Was nach 2008 jedoch auffiel, war die Anzahl der Spieler, die nach Übersee gingen – beispielsweise Andrei Arschawin, Roman Pawljutschenko und Pawel Pogrebnjak – aber es waren nicht viele und die meisten von ihnen blieben nicht sehr lange. Entweder fanden sie es schwierig, sich in einem anderen Land niederzulassen, oder sie empfanden es als eine zu große Herausforderung, sich an einen anderen Fußballstil zu gewöhnen. Ich bin mir sicher, dass Igor Akinfejew ein guter Torhüter ist, der auch in einer großen Liga spielen könnte, aber wahrscheinlich will er es einfach nicht.
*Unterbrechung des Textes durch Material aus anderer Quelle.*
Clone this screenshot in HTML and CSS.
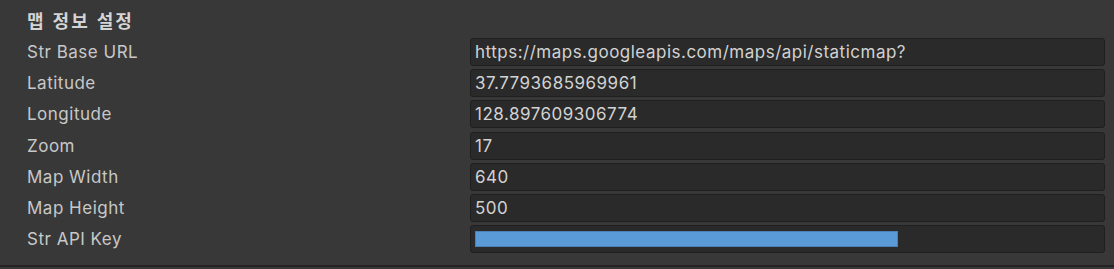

Denken Sie, dass sich das mit der Weltmeisterschaft verändern wird? Wird Russland dadurch ein wenig offener?

Das könnte sein. Wenn die russische Mannschaft gut spielt, werden einige europäische Vereine sicherlich ein Auge auf die Spieler werfen. Und ich bin mir sicher, dass sich die russischen Spieler bewusst sind, dass die Weltmeisterschaft eine Möglichkeit ist, ihr Talent zu zeigen, um dann ein gutes Angebot zu bekommen und ihre Karriere voranzubringen.